While Gus Van Sant would seem a natural competition pick, it’s possible that his latest teen-oriented drama, “Restless,” may instead be offered the Un Certain Regard opening slot. The Sony Classics entry, starring Mia Wasikowska, would provide a big-name anchor for the sidebar, which Fremaux has endeavored to shape as a program for well-known auteurs as well as new talents. Still, the possibility of Van Sant in Un Certain Regard raises the question of which American filmmakers, if any, will be in competition.
Likely to bolster the festival’s Asian presence is Japanese helmer Kawase, whose fifth feature, the title of which is unknown, would be her first film in competition since her 2007 Grand Prix winner “The Mourning Forest.”
Sure to stir interest is “Alps,” a near-certain competition entry from Lanthimos (“Dogtooth”). A drama about a hospital night nurse who provides unusual services to bereaved families, “Alps” stars Venice prize winner Ariane Labed of “Attenberg,” which Lanthimos produced and appeared in.
Zvyagintsev, who directed “The Return” and 2007 Cannes competish entry “The Banishment,” could be back with his Sundance/NHK Intl. Filmmakers award-winning project, “Elena.” Pic is rumored to be coveted by more than one fest, though at press time, certain Cannes officials had yet to see the film.
Other Russian entries expected to find homes in the official selection or Directors’ Fortnight are Nikolai Khomeriki’s black-and-white drama “Heart Boomerang” and Victor Ginzburg’s “Generation P,” based on a novel by hot local novelist Viktor Pelevin.

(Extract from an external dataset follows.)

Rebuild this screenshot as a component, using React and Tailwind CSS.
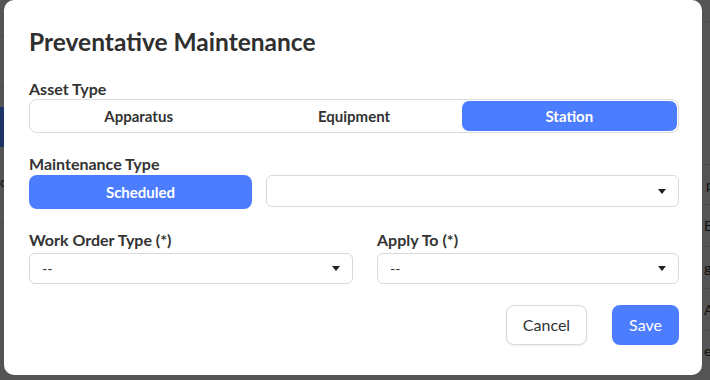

Question marks surround the placement of at least three Asian filmmakers in the official selection: the Philippines’ Brillante Mendoza, China’s Lou Ye and Thailand’s Pen-ek Ratanaruang. Competition regular Mendoza will be back at the festival with his jungle-set drama “Prey,” starring Isabelle Huppert as a woman abducted by the Islamist separatist group Abu Sayyaf.
Lou, who vied for the Palme with “Summer Palace” and “Spring Fever,” could do so again with “Love and Bruises,” a Chinese-French co-production. Ratanaruang (“Nymph,” “Ploy”) could make another appearance with his noirish thriller “Headshot,” though the unfinished film has yet to be screened.
South Korean helmer Na Hong-jin, whose serial-killer thriller “The Chaser” was a midnight-screening hit at Cannes in 2008, looks to repeat the same trick with his sophomore feature, “The Yellow Sea.” Actioner has done boffo biz at home since it opened Dec. 22.
Two directors whose previous pics played Un Certain Regard in 2008 again look likely to be accommodated in the official selection: U.S. helmer Antonio Campos (“Afterschool”) with his sophomore feature, “Simon Killer,” and Swedish filmmaker Ruben Ostlund (“Involuntary”) with his third feature, “Play.”
The time that remains before Thursday’s lineup announcement will largely be devoted to sifting through the many available French titles. While many have yet to be screened, such as Christophe Honore’s “The Beloved,” at least one Gallic entry seems a likelier bet for Un Certain Regard than for the competition: “Chicken With Plums,” Marjane Satrapi and Vincent Paronnaud’s live-action follow-up to their animated 2007 jury prize winner “Persepolis.”
A strong push is also being mounted to find a Cannes berth for social satire “Polisse,” the third feature from French actress-helmer Maiwenn Le Besco.
As previously announced, Woody Allen’s “Midnight in Paris” will open Cannes on May 11. Fest runs until May 22.
(Nick Holdsworth in Moscow, Leslie Felperin in the U.K. and Boyd van Hoeij in Luxembourg contributed to this report.)